Tacit knowledge is a type of knowledge often existing in one’s subconscious and accessed through mechanisms like muscle memory. Such knowledge is pervasive in creative and technical practices yet remains difficult to observe or codify. In this talk, I’ll describe how sensor-based approaches can be used to support: (1) how we identify and understand tacit skills, and (2) how we can use these insights to design smart interactive tools.
In the first part of the talk, I will describe a case study documenting the “emotional rollercoaster” that typifies the tacit practice of debugging. Using physical sensors, biosignals, and activity logs of 17 programmers using Jupyter notebooks, I will show how codebook segmentation can be used to distill hundreds of hours of dense activity data into a visually parsable representation we term process chromatograms. In the context of programming, I will describe ways chromatograms can serve as an ethnographic descriptor, knowledge mining technique, an evaluation metric, or a design-informing visualization.

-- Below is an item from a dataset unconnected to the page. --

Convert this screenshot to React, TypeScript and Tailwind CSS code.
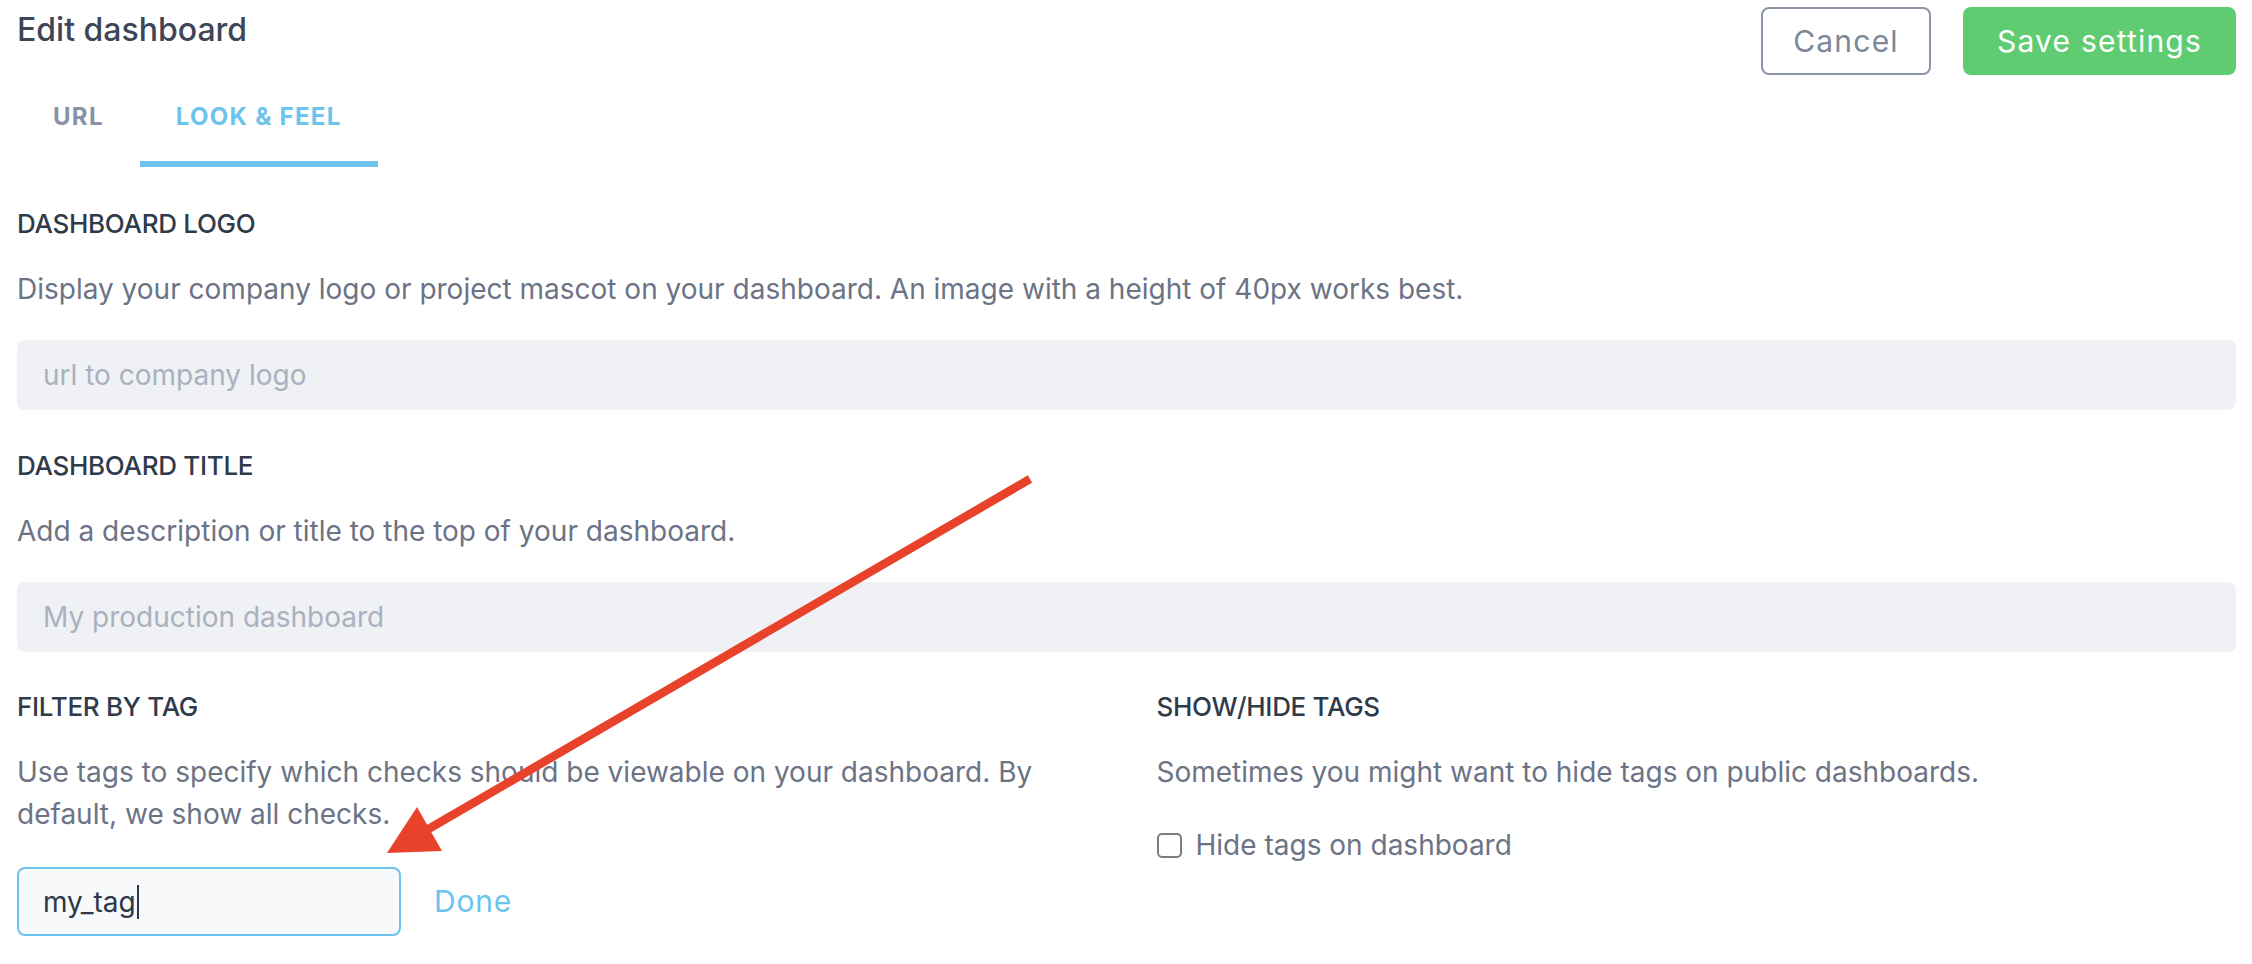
import React from "react";

function Label({ children }: { children: React.ReactNode }) {
  return (
    <div className="text-[26px] leading-[30px] font-medium text-[#2f3a4b] tracking-[-0.3px]">
      {children}
    </div>
  );
}

function Desc({ children }: { children: React.ReactNode }) {
  return <p className="mt-[29px] text-[28px] leading-[43px] text-[#6b7385]">{children}</p>;
}

export default function App() {
  return (
    <div className="relative w-[2252px] h-[964px] overflow-hidden bg-white font-['Inter',sans-serif]">
      <div className="pl-[17px] pr-[16px]">
        {/* Header */}
        <div className="flex items-start justify-between pt-[7px]">
          <h1 className="mt-[3px] text-[32px] leading-[40px] font-medium text-[#3d4657]">Edit dashboard</h1>
          <div className="flex gap-[32px]">
            <button className="h-[68px] w-[170px] rounded-[8px] border-2 border-[#8c96a8] text-[30px] tracking-[1.2px] text-[#7c879a]">
              Cancel
            </button>
            <button className="h-[68px] w-[273px] rounded-[8px] bg-[#5fcc72] text-[30px] tracking-[1.2px] text-white">
              Save settings
            </button>
          </div>
        </div>

        {/* Tabs */}
        <div className="mt-[5px] flex">
          <div className="px-[36px] pt-[22px] pb-[29px] border-b-[6px] border-transparent text-[24px] leading-[30px] font-bold tracking-[1.3px] text-[#8792a6]">
            URL
          </div>
          <div className="px-[36px] pt-[22px] pb-[29px] border-b-[6px] border-[#6cc3ec] text-[24px] leading-[30px] font-bold tracking-[1.3px] text-[#6cc3ec]">
            LOOK &amp; FEEL
          </div>
        </div>

        {/* Dashboard logo */}
        <div className="mt-[42px]">
          <Label>DASHBOARD LOGO</Label>
          <Desc>
            Display your company logo or project mascot on your dashboard. An image with a height of 40px works best.
          </Desc>
          <div className="mt-[29px] h-[70px] rounded-[8px] bg-[#f0f1f5] flex items-center pl-[26px] text-[28px] text-[#a9b1bf]">
            url to company logo
          </div>
        </div>

        {/* Dashboard title */}
        <div className="mt-[41px]">
          <Label>DASHBOARD TITLE</Label>
          <Desc>Add a description or title to the top of your dashboard.</Desc>
          <div className="mt-[29px] h-[70px] rounded-[8px] bg-[#f0f1f5] flex items-center pl-[26px] text-[28px] text-[#a9b1bf]">
            My production dashboard
          </div>
        </div>

        {/* Tags */}
        <div className="mt-[40px] grid grid-cols-2 gap-x-[60px]">
          <div>
            <Label>FILTER BY TAG</Label>
            <p className="mt-[29px] text-[28px] leading-[42px] text-[#6b7385]">
              Use tags to specify which checks should be viewable on your dashboard. By default, we show all checks.
            </p>
            <div className="mt-[32px] flex items-center">
              <div className="h-[69px] w-[384px] rounded-[8px] border-2 border-[#6cc3ec] bg-[#f7f9fb] flex items-center pl-[24px] text-[28px] text-[#2d3748]">
                <span>my_tag</span>
                <span className="ml-[1px] inline-block h-[34px] w-[2px] bg-[#2d3748]" />
              </div>
              <span className="ml-[33px] text-[30px] tracking-[0.8px] text-[#6cc3ec]">Done</span>
            </div>
          </div>
          <div>
            <Label>SHOW/HIDE TAGS</Label>
            <p className="mt-[29px] text-[28px] leading-[42px] text-[#6b7385]">
              Sometimes you might want to hide tags on public dashboards.
            </p>
            <div className="mt-[31px] flex items-center h-[42px]">
              <span className="inline-block h-[25px] w-[25px] rounded-[5px] border-2 border-[#7d7d7d] bg-white" />
              <span className="ml-[14px] text-[28px] text-[#6b7385]">Hide tags on dashboard</span>
            </div>
          </div>
        </div>
      </div>

      {/* Annotation arrow */}
      <svg className="absolute inset-0 pointer-events-none" width="2252" height="964" viewBox="0 0 2252 964">
        <line x1="1030" y1="479" x2="425" y2="831" stroke="#e8432a" strokeWidth="8.5" />
        <polygon points="387,853 417,807 442,851" fill="#e8432a" />
      </svg>
    </div>
  );
}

In the second part of the talk, I will describe the challenges of building sensor-driven interactions in a living glass workshop. I will explain the development of a sensing infrastructure capable of training ad-hoc convolutional neural networks (CNNs) on bespoke acoustic datasets and outline how this system navigates traditional challenges of ubiquitous computing. Through a set of smart tools, I will describe a vision for enabling information repositories of tacit knowledge to drive skill acquisition, distributed learning, and sustain creative development.

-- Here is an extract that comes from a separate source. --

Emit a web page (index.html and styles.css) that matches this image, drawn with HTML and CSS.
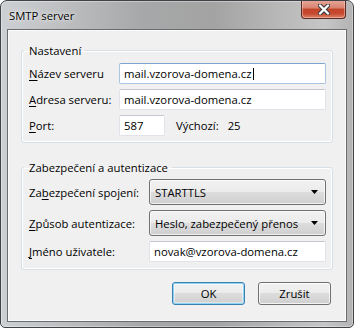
FILE: index.html
```html
<!DOCTYPE html>
<html lang="cs">
<head>
<meta charset="utf-8">
<title>SMTP server</title>
<link rel="stylesheet" href="styles.css">
</head>
<body>
<div class="window">
  <div class="titlebar">
    <span class="title">SMTP server</span>
    <div class="close">
      <svg width="12" height="11" viewBox="0 0 12 11">
        <path d="M2 1.5 L10 9.5 M10 1.5 L2 9.5" stroke="#3a3a3a" stroke-width="4.4" stroke-linecap="round" fill="none"/>
        <path d="M2 1.5 L10 9.5 M10 1.5 L2 9.5" stroke="#ffffff" stroke-width="2.4" stroke-linecap="round" fill="none"/>
      </svg>
    </div>
  </div>
  <div class="client">
    <fieldset class="group g1">
      <legend><span>Nastavení</span></legend>
      <div class="rows rows1">
        <label class="lbl"><u>N</u>ázev serveru</label>
        <div class="field focus">mail.vzorova-domena.cz<span class="caret"></span></div>
        <label class="lbl"><u>A</u>dresa serveru:</label>
        <div class="field">mail.vzorova-domena.cz</div>
        <label class="lbl"><u>P</u>ort:</label>
        <div class="portrow">
          <div class="field port">587</div>
          <span class="def">Výchozí:</span>
          <span class="defval">25</span>
        </div>
      </div>
    </fieldset>
    <fieldset class="group g2">
      <legend><span>Zabezpečení a autentizace</span></legend>
      <div class="rows rows2">
        <label class="lbl">Za<u>b</u>ezpečení spojení:</label>
        <div class="combo"><span>STARTTLS</span><svg class="arrow" width="7" height="4" viewBox="0 0 7 4"><path d="M0 0H7L3.5 4Z" fill="#000"/></svg></div>
        <label class="lbl"><u>Z</u>působ autentizace:</label>
        <div class="combo"><span>Heslo, zabezpečený přenos</span><svg class="arrow" width="7" height="4" viewBox="0 0 7 4"><path d="M0 0H7L3.5 4Z" fill="#000"/></svg></div>
        <label class="lbl"><u>J</u>méno uživatele:</label>
        <div class="field">novak@vzorova-domena.cz</div>
      </div>
    </fieldset>
    <div class="buttons">
      <div class="btn default">OK</div>
      <div class="btn">Zrušit</div>
    </div>
  </div>
</div>
</body>
</html>
```
FILE: styles.css
```css
html, body {
  margin: 0;
  padding: 0;
  background: #ffffff;
}

body {
  font-family: "Open Sans", "Noto Sans", sans-serif;
  font-size: 11.3px;
  line-height: 15px;
  color: #000;
}

.window {
  width: 354px;
  height: 328px;
  box-sizing: border-box;
  border: 1px solid #3f4246;
  border-radius: 7px 7px 5px 5px;
  background: linear-gradient(90deg, #cdd0d3 0%, #bfc1c3 15%, #a7a8a9 40%, #a3a3a3 60%, #b9b9b9 80%, #c6c6c6 92%, #b3b3b3 100%);
  box-shadow: inset 0 0 0 1px rgba(255, 255, 255, 0.35);
  padding: 0 6px 5px 6px;
  display: flex;
  flex-direction: column;
  overflow: hidden;
}

.titlebar {
  height: 28px;
  display: flex;
  align-items: center;
  flex: none;
}

.title {
  padding-left: 2px;
  color: #000;
  text-shadow: 0 0 6px rgba(255, 255, 255, 0.9), 0 0 2px rgba(255, 255, 255, 0.8);
}

.close {
  margin-left: auto;
  margin-right: 1px;
  align-self: flex-start;
  margin-top: -1px;
  width: 45px;
  height: 19px;
  box-sizing: border-box;
  border: 1px solid #5b2a22;
  border-top: none;
  border-radius: 0 0 4px 4px;
  background: linear-gradient(180deg, #e9a99a 0%, #d8826e 45%, #c2452b 50%, #c74a2f 75%, #dd8266 100%);
  box-shadow: inset 0 0 0 1px rgba(255, 220, 210, 0.45);
  display: flex;
  align-items: center;
  justify-content: center;
}

.client {
  flex: 1;
  border: 1px solid #6a6d70;
  background: #f0f0f0;
  box-shadow: inset 0 0 0 1px #fbfbfb;
  display: flex;
  flex-direction: column;
}

.group {
  margin: 13px 13px 0 13px;
  padding: 5px 0 6px 7px;
  border: 1px solid #d5dfe5;
  border-radius: 3px;
  box-shadow: inset 0 0 0 1px #ffffff;
  min-width: 0;
}

.group legend {
  margin-left: -5px;
  padding: 0 4px 0 5px;
  line-height: 15px;
}

.g2 {
  margin-top: 17px;
  padding-top: 4px;
  padding-bottom: 7px;
}

.rows {
  display: grid;
  row-gap: 5px;
  align-items: center;
}

.rows1 {
  grid-template-columns: 90px 207px;
  grid-auto-rows: 21px;
}

.rows2 {
  grid-template-columns: 120px 177px;
  grid-template-rows: 26px 26px 21px;
}

.lbl u {
  text-decoration: underline;
  text-underline-offset: 2px;
  text-decoration-thickness: 1px;
}

.field {
  height: 21px;
  box-sizing: border-box;
  border: 1px solid #e2e3ea;
  border-top-color: #c6c9d1;
  border-radius: 2px;
  background: #ffffff;
  padding: 0 4px;
  display: flex;
  align-items: center;
  white-space: nowrap;
}

.field.focus {
  border-color: #a9c5e3;
  border-top-color: #7ea5cf;
}

.caret {
  display: inline-block;
  width: 1px;
  height: 12px;
  background: #000;
  margin-left: 1px;
}

.portrow {
  display: flex;
  align-items: center;
  height: 21px;
}

.field.port {
  width: 46px;
}

.def {
  margin-left: 11px;
}

.defval {
  margin-left: 9px;
}

.combo {
  height: 26px;
  box-sizing: border-box;
  border: 1px solid #707070;
  border-radius: 3px;
  background: linear-gradient(180deg, #f2f2f2 0%, #ebebeb 49%, #dddddd 50%, #cfcfcf 100%);
  box-shadow: inset 0 0 0 1px rgba(255, 255, 255, 0.7);
  padding: 0 7px 0 5px;
  display: flex;
  align-items: center;
  justify-content: space-between;
  white-space: nowrap;
}

.buttons {
  display: flex;
  justify-content: flex-end;
  gap: 13px;
  margin-top: 12px;
  padding-right: 15px;
}

.btn {
  width: 73px;
  height: 23px;
  box-sizing: border-box;
  border: 1px solid #707070;
  border-radius: 3px;
  background: linear-gradient(180deg, #f2f2f2 0%, #ebebeb 49%, #dddddd 50%, #cfcfcf 100%);
  box-shadow: inset 0 0 0 1px rgba(255, 255, 255, 0.75);
  display: flex;
  align-items: center;
  justify-content: center;
}

.btn.default {
  border-color: #3c7fb1;
  box-shadow: inset 0 0 0 1px #8ed4f3, inset 0 0 0 2px rgba(255, 255, 255, 0.4);
}
```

Dr. Cesar Torres is the director of The Hybrid Atelier and an Assistant Professor of Computer Science & Engineering at The University of Texas at Arlington. As a design researcher, Cesar synthesizes new media and craft theory into the software and hardware design of creative, tangible user interfaces. He has received multiple best paper awards at top-tier venues within HCI and has been recognized with the NSF and Adobe/GEM Consortium Graduate Fellowships and a Microsoft Research Dissertation Grant during his Ph.D. He serves on the program committees for ACM Designing Interactive Systems (DIS) and Creativity and Cognition (C&C), while previously serving on committees for ACM CHI and ACM TEI. He received his Ph.D. in Computer Science from UC Berkeley in 2019, and a B.A. in Art Practice and B.S. in Computer Science from Stanford University in 2013.